The two-decade-long “golden age” of Irano-Armenian feminism, especially but not exclusively that of AWU, evolved within a very distinct milieu that benefited from an early history of women’s organizations as well as Pahlavi state policies on women, which aimed to complete Reza Shah’s secular and modernist nation-state-building project. Armenian women’s organizations cast their lot with the Pahlavi regime as they engaged with it to achieve their own goals. AWU became especially adept in this engagement, pursuing public activism centered on intellectual, cultural, and literary productivity with a feminist character, while continuing to expand possibilities and opportunities for Irano-Armenian women and the community.
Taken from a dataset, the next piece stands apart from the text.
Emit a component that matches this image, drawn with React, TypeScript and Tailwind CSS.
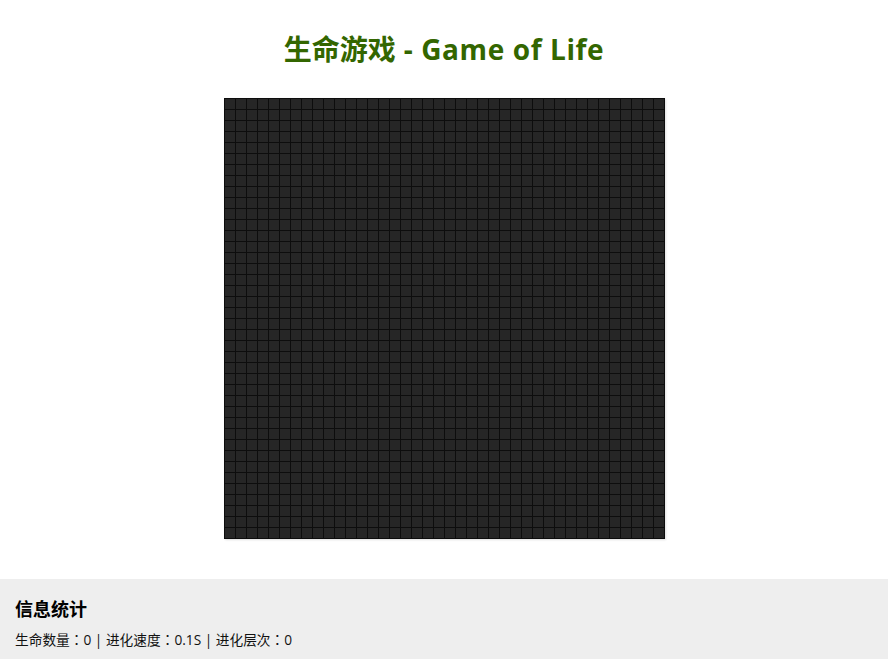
import React from "react";

const N = 40;

const Colon = () => (
  <span style={{ fontFamily: '"Noto Sans CJK TC", sans-serif' }}>：</span>
);

export default function App() {
  const cells = Array.from({ length: N * N });
  return (
    <div
      className="min-h-[666px] bg-white"
      style={{ fontFamily: '"Open Sans", "Noto Sans CJK SC", sans-serif' }}
    >
      <h1 className="pt-[30px] text-center text-[28px] font-bold leading-[39px] text-[#336600]">
        生命游戏<span className="tracking-[0.6px]"> - Game of Life</span>
      </h1>
      <div className="mt-[29px] flex justify-center">
        <div className="grid w-[441px] grid-cols-[repeat(40,10px)] gap-px border border-[#0d0d0d] bg-[#0d0d0d] shadow-[1px_1px_2px_rgba(0,0,0,0.12)]">
          {cells.map((_, i) => (
            <div key={i} className="h-[10px] w-[10px] bg-[#262626]" />
          ))}
        </div>
      </div>
      <div className="mt-[40px] h-[80px] bg-[#eeeeee] pl-[15px] pt-[18px]">
        <h2 className="text-[18px] font-bold leading-[24px] text-black">信息统计</h2>
        <p className="mt-[8px] text-[13.7px] leading-[20px] text-[#111]">
          生命数量<Colon />0 | 进化速度<Colon />0.1S | 进化层次<Colon />0
        </p>
      </div>
    </div>
  );
}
It did so within a persistent, albeit slightly less acerbic, patriarchal framework and continued national anxieties, never abandoning its self-enlightenment and educational purpose and resolve to raise women’s consciousness and improve women’s lives in Iran. AWU’s collective and persistent campaign in the printing press and the mass media reached a new high when it organized a widely broadcast public exhibition that brought women onto the stage of history as creative and critical generators of discourse and historiography.